On the descent, we did stop at the "large cosy tent." The problem was that the zipper was either frozen shut or caught in the canvas. (The suggestion was made that the male expedition members could urinate on it to melt any ice; fortunately, we did not have to resort to that.) It took the guide some time to get us access to the inside, where a second guide was waiting with a hot beverage and some food similar to what might have been served on the South Pole expedition. We scarfed those down rather quickly and made for the bus. We made it back onto the ship only about five minutes late.

Especially with the wind, the excursion seemed a good, if obviously easier, demonstration of what foot travel (even with dog sleds) through a polar environment might be like. It was easy to see how vital proper equipment and experience would have been. Amundsen's time living with the Inuit gave him much better preparation than Scott had had. And there were rules to be played by; when Amundsen realized that he and his colleagues had celebrated arriving at a spot close to but not atop the magnetic south pole, they repeated their flag planting--and celebrating--at the proper location the next day.

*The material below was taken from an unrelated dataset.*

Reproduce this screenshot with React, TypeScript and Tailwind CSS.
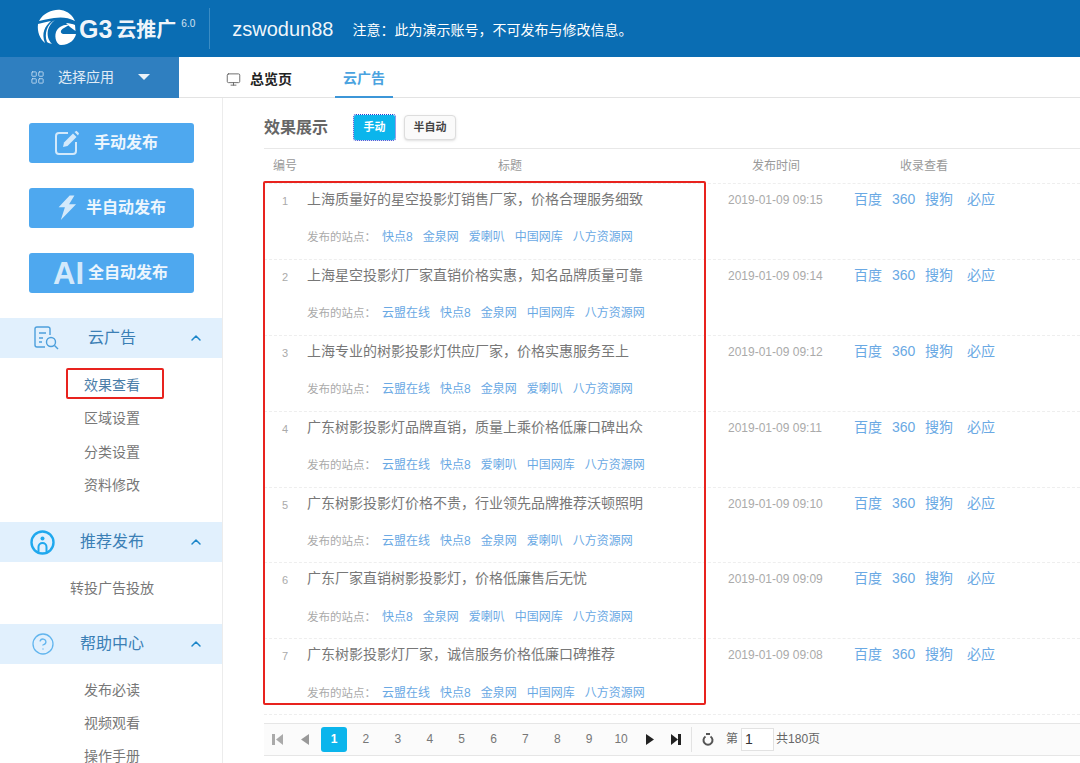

The husband slept in this morning, meaning I breakfasted alone. I had a nice chat with one of the servers, though, a young woman probably in her 20s. From her, I learned that this ship, MS Lofoten, will be retired permanently in two years. At that point, she said, she would look for other employment; she did not want to work on one of the larger ships. I also learned that it is possible to overcome seasickness. She said that her first voyage was so calm; then she heard the captain say that it was the calmest voyage he'd ever had. The next voyage, she was very seasick. She now has no problem. I commented about the ability of the servers to carry dishes while the ship was rocking; she said that carrying was not the problem; walking without appearing drunk was. She still prefers serving thick soup to thin. Part of a server's training is to graduate from carrying two bowls of soup, one in each hand, to three, one in each hand and a third one up the arm from one of the other two. She described how, when first graduating to three bowls, she was so focused on putting the first bowl down carefully she did not notice that she was spilling some of the other two bowls. Finally, she worked over Christmas this  year, and then would not have to do so again next year. She said her family was leaving all their Christmas decor up until she got home so that she could still have a small Christmas celebration.

Here are two of the noon photos I took today. The blue light has been with us for all our time in the Polar Night; I'm not sure where the pink light came from.



I'd note that it is now dark, but then it's been pitch black for several hours. We have a two-hour stop coming up in Svolvaer. Oliver will be leaving on the horseback riding excursion and will dine early. We plan to dine a bit later with Cary, an Australian we met at lunch, and then look into a gallery of ice sculpture. Since that will not be an official ship excursion, we'll definitely watch the time and be back on board early enough to keep me calm.